[Objective]:
Restate the data below word for word. Skip any images it contains.

+ + +

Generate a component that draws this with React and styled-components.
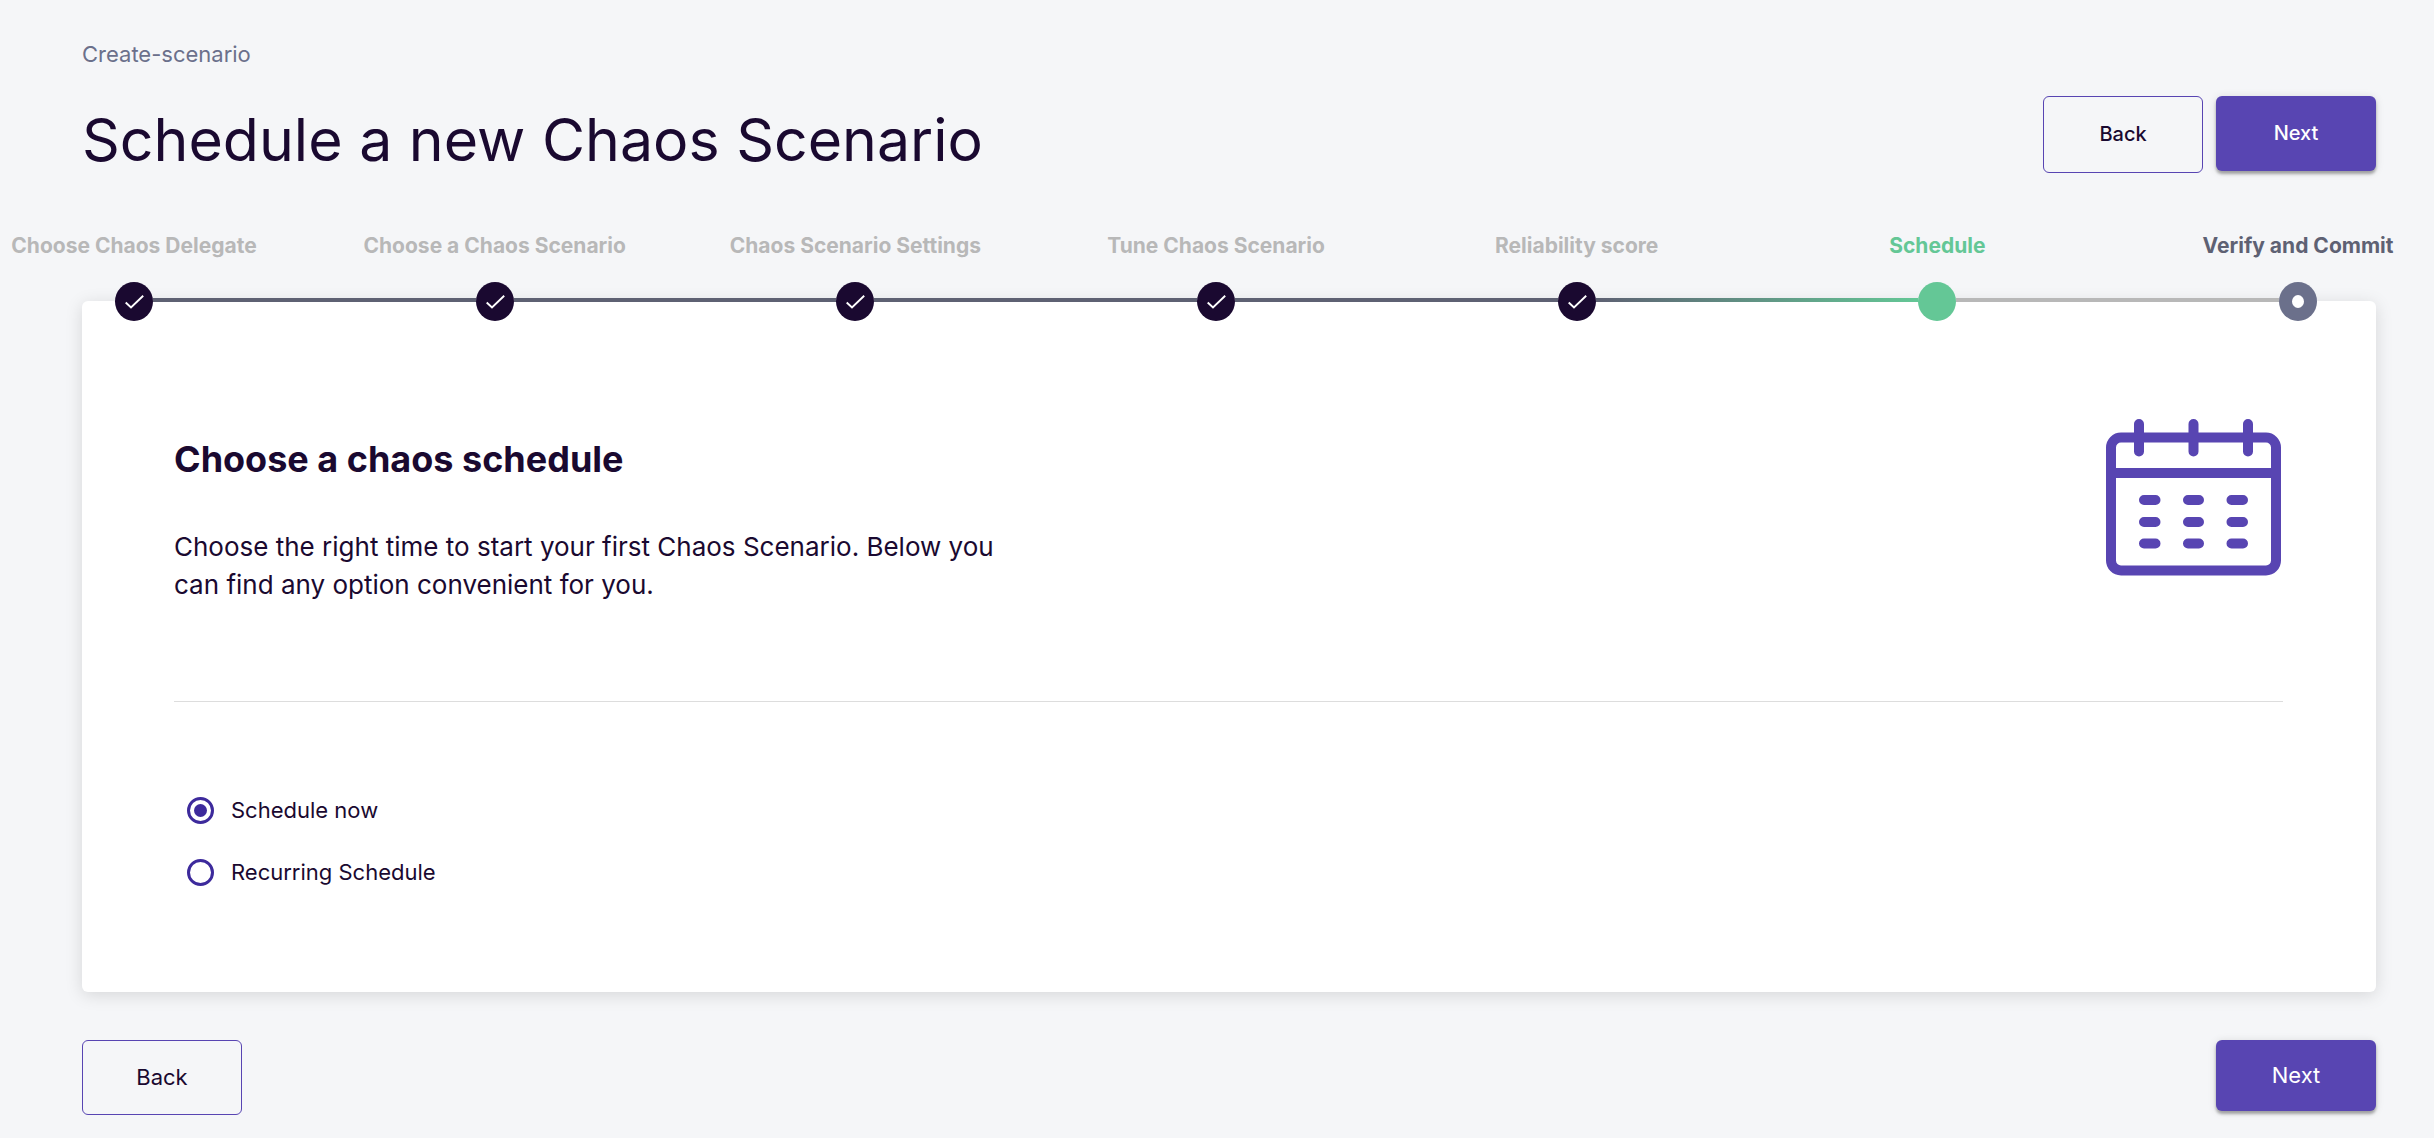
import React, { useState } from 'react';
import styled, { createGlobalStyle, css } from 'styled-components';

const color = {
  page: '#f5f6f8',
  ink: '#1a0930',
  purple: '#5845b2',
  radio: '#3d2a9c',
  slate: '#5e6173',
  muted: '#b8b8b8',
  green: '#64c796',
  ring: '#6b708b',
};

const GlobalStyle = createGlobalStyle`
  *, *::before, *::after { box-sizing: border-box; }
  body {
    margin: 0;
    background: ${color.page};
    color: ${color.ink};
    font-family: Inter, "Liberation Sans", sans-serif;
  }
`;

const Page = styled.main`
  padding: 40px 58px 23px 82px;
`;

const Breadcrumb = styled.a`
  display: block;
  width: fit-content;
  margin-bottom: 28px;
  font-size: 22px;
  line-height: 28px;
  color: ${color.ring};
  text-decoration: none;
`;

const Header = styled.header`
  display: flex;
  justify-content: space-between;
  align-items: flex-start;
`;

const Title = styled.h1`
  margin: 0;
  padding-top: 8px;
  font-size: 59px;
  line-height: 72px;
  font-weight: 400;
`;

const Actions = styled.div`
  display: flex;
  align-items: flex-start;
  gap: 13px;
`;

const Button = styled.button`
  width: 160px;
  padding: ${(p) => (p.$compact ? (p.$filled ? 22 : 23) : 24)}px 16px;
  border: 0;
  border-radius: 6px;
  font-family: inherit;
  font-size: ${(p) => (p.$compact ? 22 : 20)}px;
  font-weight: ${(p) => (p.$compact ? 400 : 500)};
  line-height: 27px;
  cursor: pointer;
  ${(p) =>
    p.$filled
      ? css`
          background: ${color.purple};
          color: #fff;
          box-shadow: 0 3px 3px rgba(0, 0, 0, 0.3), 0 1px 8px rgba(0, 0, 0, 0.12);
        `
      : css`
          border: 1px solid ${color.purple};
          background: transparent;
          color: ${color.ink};
        `}
`;

const Stepper = styled.ol`
  position: relative;
  z-index: 1;
  display: flex;
  margin: 58px 59px -20px 33px;
  padding: 0;
  list-style: none;
`;

const Step = styled.li`
  flex: 1;
  &:last-child { flex: none; }
`;

const StepLabel = styled.div`
  display: flex;
  justify-content: center;
  width: 38px;
  margin-bottom: 24px;
  font-size: 21px;
  line-height: 24px;
  font-weight: 700;
  white-space: nowrap;
  color: ${(p) => ({ done: color.muted, active: color.green, todo: color.slate })[p.$state]};
`;

const Track = styled.div`
  display: flex;
  align-items: flex-start;
`;

const Dot = styled.span`
  display: flex;
  flex: none;
  align-items: center;
  justify-content: center;
  width: 38px;
  height: 39px;
  border-radius: 50%;
  background: ${(p) => ({ done: color.ink, active: color.green, todo: color.ring })[p.$state]};
`;

const Hole = styled.span`
  width: 12px;
  height: 13px;
  border-radius: 50%;
  background: #fff;
`;

const Connector = styled.span`
  flex: 1;
  height: 4px;
  margin-top: 16px;
  background: ${(p) =>
    ({
      done: color.slate,
      active: `linear-gradient(90deg, ${color.slate}, ${color.green})`,
      todo: color.muted,
    })[p.$state]};
`;

const Card = styled.section`
  padding: 118px 93px 89px 92px;
  border-radius: 6px;
  background: #fff;
  box-shadow: 0 3px 17px rgba(0, 0, 0, 0.13);
`;

const Intro = styled.div`
  display: flex;
  justify-content: space-between;
  align-items: flex-start;
  padding-bottom: 97px;
  border-bottom: 1px solid #dddddd;
`;

const IntroText = styled.div`
  max-width: 840px;
  padding-top: 18px;
`;

const Heading = styled.h2`
  margin: 0 0 47px;
  font-size: 36px;
  line-height: 44px;
  font-weight: 700;
`;

const Description = styled.p`
  margin: 0;
  font-size: 26px;
  line-height: 38px;
`;

const CalendarSvg = styled.svg`
  flex: none;
  display: block;
  margin-right: 2px;
`;

const Options = styled.fieldset`
  margin: 0;
  padding: 77px 0 0 13px;
  border: 0;
`;

const Option = styled.label`
  display: flex;
  align-items: center;
  gap: 17px;
  width: fit-content;
  height: 62px;
  font-size: 22px;
  line-height: 28px;
  cursor: pointer;
`;

const Radio = styled.input`
  appearance: none;
  display: grid;
  place-items: center;
  width: 27px;
  height: 27px;
  margin: 0;
  border: 3px solid ${color.radio};
  border-radius: 50%;
  cursor: pointer;
  &:checked::before {
    content: '';
    width: 13px;
    height: 13px;
    border-radius: 50%;
    background: ${color.radio};
  }
`;

const Footer = styled.footer`
  display: flex;
  justify-content: space-between;
  align-items: flex-start;
  margin-top: 48px;
`;

const steps = [
  ['Choose Chaos Delegate', 'done'],
  ['Choose a Chaos Scenario', 'done'],
  ['Chaos Scenario Settings', 'done'],
  ['Tune Chaos Scenario', 'done'],
  ['Reliability score', 'done'],
  ['Schedule', 'active'],
  ['Verify and Commit', 'todo'],
];

const options = [
  ['now', 'Schedule now'],
  ['recurring', 'Recurring Schedule'],
];

function Check() {
  return (
    <svg width="38" height="39" viewBox="0 0 38 39" fill="none" aria-hidden="true">
      <path d="M10.7 20.5L16 25.5L28.2 13.8" stroke="#fff" strokeWidth="1.9" />
    </svg>
  );
}

function Calendar() {
  return (
    <CalendarSvg width="175" height="157" viewBox="0 0 175 157" fill="none" stroke={color.purple} strokeWidth="10" aria-hidden="true">
      <rect x="5" y="18.5" width="165" height="133" rx="10" />
      <path d="M5 54H170" />
      <path d="M33 5V32.5M87.5 5V32.5M142 5V32.5" strokeLinecap="round" />
      <path
        d="M38 81H49.5M82 81H93M125.5 81H137M38 103H49.5M82 103H93M125.5 103H137M38 124.5H49.5M82 124.5H93M125.5 124.5H137"
        strokeLinecap="round"
      />
    </CalendarSvg>
  );
}

export default function App() {
  const [choice, setChoice] = useState('now');

  return (
    <>
      <GlobalStyle />
      <Page>
        <Breadcrumb href="#create-scenario">Create-scenario</Breadcrumb>
        <Header>
          <Title>Schedule a new Chaos Scenario</Title>
          <Actions>
            <Button type="button">Back</Button>
            <Button type="button" $filled>Next</Button>
          </Actions>
        </Header>

        <Stepper>
          {steps.map(([label, state], i) => (
            <Step key={label} aria-current={state === 'active' ? 'step' : undefined}>
              <StepLabel $state={state}>{label}</StepLabel>
              <Track>
                <Dot $state={state}>
                  {state === 'done' && <Check />}
                  {state === 'todo' && <Hole />}
                </Dot>
                {i < steps.length - 1 && <Connector $state={steps[i + 1][1]} />}
              </Track>
            </Step>
          ))}
        </Stepper>

        <Card>
          <Intro>
            <IntroText>
              <Heading>Choose a chaos schedule</Heading>
              <Description>
                Choose the right time to start your first Chaos Scenario. Below you can find any
                option convenient for you.
              </Description>
            </IntroText>
            <Calendar />
          </Intro>
          <Options aria-label="Chaos schedule">
            {options.map(([value, label]) => (
              <Option key={value}>
                <Radio
                  type="radio"
                  name="schedule"
                  value={value}
                  checked={choice === value}
                  onChange={() => setChoice(value)}
                />
                {label}
              </Option>
            ))}
          </Options>
        </Card>

        <Footer>
          <Button type="button" $compact>Back</Button>
          <Button type="button" $compact $filled>Next</Button>
        </Footer>
      </Page>
    </>
  );
}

+ + +

[Solution]:
Generate a component that draws this with React and styled-components.
import React, { useState } from 'react';
import styled, { createGlobalStyle, css } from 'styled-components';

const color = {
  page: '#f5f6f8',
  ink: '#1a0930',
  purple: '#5845b2',
  radio: '#3d2a9c',
  slate: '#5e6173',
  muted: '#b8b8b8',
  green: '#64c796',
  ring: '#6b708b',
};

const GlobalStyle = createGlobalStyle`
  *, *::before, *::after { box-sizing: border-box; }
  body {
    margin: 0;
    background: ${color.page};
    color: ${color.ink};
    font-family: Inter, "Liberation Sans", sans-serif;
  }
`;

const Page = styled.main`
  padding: 40px 58px 23px 82px;
`;

const Breadcrumb = styled.a`
  display: block;
  width: fit-content;
  margin-bottom: 28px;
  font-size: 22px;
  line-height: 28px;
  color: ${color.ring};
  text-decoration: none;
`;

const Header = styled.header`
  display: flex;
  justify-content: space-between;
  align-items: flex-start;
`;

const Title = styled.h1`
  margin: 0;
  padding-top: 8px;
  font-size: 59px;
  line-height: 72px;
  font-weight: 400;
`;

const Actions = styled.div`
  display: flex;
  align-items: flex-start;
  gap: 13px;
`;

const Button = styled.button`
  width: 160px;
  padding: ${(p) => (p.$compact ? (p.$filled ? 22 : 23) : 24)}px 16px;
  border: 0;
  border-radius: 6px;
  font-family: inherit;
  font-size: ${(p) => (p.$compact ? 22 : 20)}px;
  font-weight: ${(p) => (p.$compact ? 400 : 500)};
  line-height: 27px;
  cursor: pointer;
  ${(p) =>
    p.$filled
      ? css`
          background: ${color.purple};
          color: #fff;
          box-shadow: 0 3px 3px rgba(0, 0, 0, 0.3), 0 1px 8px rgba(0, 0, 0, 0.12);
        `
      : css`
          border: 1px solid ${color.purple};
          background: transparent;
          color: ${color.ink};
        `}
`;

const Stepper = styled.ol`
  position: relative;
  z-index: 1;
  display: flex;
  margin: 58px 59px -20px 33px;
  padding: 0;
  list-style: none;
`;

const Step = styled.li`
  flex: 1;
  &:last-child { flex: none; }
`;

const StepLabel = styled.div`
  display: flex;
  justify-content: center;
  width: 38px;
  margin-bottom: 24px;
  font-size: 21px;
  line-height: 24px;
  font-weight: 700;
  white-space: nowrap;
  color: ${(p) => ({ done: color.muted, active: color.green, todo: color.slate })[p.$state]};
`;

const Track = styled.div`
  display: flex;
  align-items: flex-start;
`;

const Dot = styled.span`
  display: flex;
  flex: none;
  align-items: center;
  justify-content: center;
  width: 38px;
  height: 39px;
  border-radius: 50%;
  background: ${(p) => ({ done: color.ink, active: color.green, todo: color.ring })[p.$state]};
`;

const Hole = styled.span`
  width: 12px;
  height: 13px;
  border-radius: 50%;
  background: #fff;
`;

const Connector = styled.span`
  flex: 1;
  height: 4px;
  margin-top: 16px;
  background: ${(p) =>
    ({
      done: color.slate,
      active: `linear-gradient(90deg, ${color.slate}, ${color.green})`,
      todo: color.muted,
    })[p.$state]};
`;

const Card = styled.section`
  padding: 118px 93px 89px 92px;
  border-radius: 6px;
  background: #fff;
  box-shadow: 0 3px 17px rgba(0, 0, 0, 0.13);
`;

const Intro = styled.div`
  display: flex;
  justify-content: space-between;
  align-items: flex-start;
  padding-bottom: 97px;
  border-bottom: 1px solid #dddddd;
`;

const IntroText = styled.div`
  max-width: 840px;
  padding-top: 18px;
`;

const Heading = styled.h2`
  margin: 0 0 47px;
  font-size: 36px;
  line-height: 44px;
  font-weight: 700;
`;

const Description = styled.p`
  margin: 0;
  font-size: 26px;
  line-height: 38px;
`;

const CalendarSvg = styled.svg`
  flex: none;
  display: block;
  margin-right: 2px;
`;

const Options = styled.fieldset`
  margin: 0;
  padding: 77px 0 0 13px;
  border: 0;
`;

const Option = styled.label`
  display: flex;
  align-items: center;
  gap: 17px;
  width: fit-content;
  height: 62px;
  font-size: 22px;
  line-height: 28px;
  cursor: pointer;
`;

const Radio = styled.input`
  appearance: none;
  display: grid;
  place-items: center;
  width: 27px;
  height: 27px;
  margin: 0;
  border: 3px solid ${color.radio};
  border-radius: 50%;
  cursor: pointer;
  &:checked::before {
    content: '';
    width: 13px;
    height: 13px;
    border-radius: 50%;
    background: ${color.radio};
  }
`;

const Footer = styled.footer`
  display: flex;
  justify-content: space-between;
  align-items: flex-start;
  margin-top: 48px;
`;

const steps = [
  ['Choose Chaos Delegate', 'done'],
  ['Choose a Chaos Scenario', 'done'],
  ['Chaos Scenario Settings', 'done'],
  ['Tune Chaos Scenario', 'done'],
  ['Reliability score', 'done'],
  ['Schedule', 'active'],
  ['Verify and Commit', 'todo'],
];

const options = [
  ['now', 'Schedule now'],
  ['recurring', 'Recurring Schedule'],
];

function Check() {
  return (
    <svg width="38" height="39" viewBox="0 0 38 39" fill="none" aria-hidden="true">
      <path d="M10.7 20.5L16 25.5L28.2 13.8" stroke="#fff" strokeWidth="1.9" />
    </svg>
  );
}

function Calendar() {
  return (
    <CalendarSvg width="175" height="157" viewBox="0 0 175 157" fill="none" stroke={color.purple} strokeWidth="10" aria-hidden="true">
      <rect x="5" y="18.5" width="165" height="133" rx="10" />
      <path d="M5 54H170" />
      <path d="M33 5V32.5M87.5 5V32.5M142 5V32.5" strokeLinecap="round" />
      <path
        d="M38 81H49.5M82 81H93M125.5 81H137M38 103H49.5M82 103H93M125.5 103H137M38 124.5H49.5M82 124.5H93M125.5 124.5H137"
        strokeLinecap="round"
      />
    </CalendarSvg>
  );
}

export default function App() {
  const [choice, setChoice] = useState('now');

  return (
    <>
      <GlobalStyle />
      <Page>
        <Breadcrumb href="#create-scenario">Create-scenario</Breadcrumb>
        <Header>
          <Title>Schedule a new Chaos Scenario</Title>
          <Actions>
            <Button type="button">Back</Button>
            <Button type="button" $filled>Next</Button>
          </Actions>
        </Header>

        <Stepper>
          {steps.map(([label, state], i) => (
            <Step key={label} aria-current={state === 'active' ? 'step' : undefined}>
              <StepLabel $state={state}>{label}</StepLabel>
              <Track>
                <Dot $state={state}>
                  {state === 'done' && <Check />}
                  {state === 'todo' && <Hole />}
                </Dot>
                {i < steps.length - 1 && <Connector $state={steps[i + 1][1]} />}
              </Track>
            </Step>
          ))}
        </Stepper>

        <Card>
          <Intro>
            <IntroText>
              <Heading>Choose a chaos schedule</Heading>
              <Description>
                Choose the right time to start your first Chaos Scenario. Below you can find any
                option convenient for you.
              </Description>
            </IntroText>
            <Calendar />
          </Intro>
          <Options aria-label="Chaos schedule">
            {options.map(([value, label]) => (
              <Option key={value}>
                <Radio
                  type="radio"
                  name="schedule"
                  value={value}
                  checked={choice === value}
                  onChange={() => setChoice(value)}
                />
                {label}
              </Option>
            ))}
          </Options>
        </Card>

        <Footer>
          <Button type="button" $compact>Back</Button>
          <Button type="button" $compact $filled>Next</Button>
        </Footer>
      </Page>
    </>
  );
}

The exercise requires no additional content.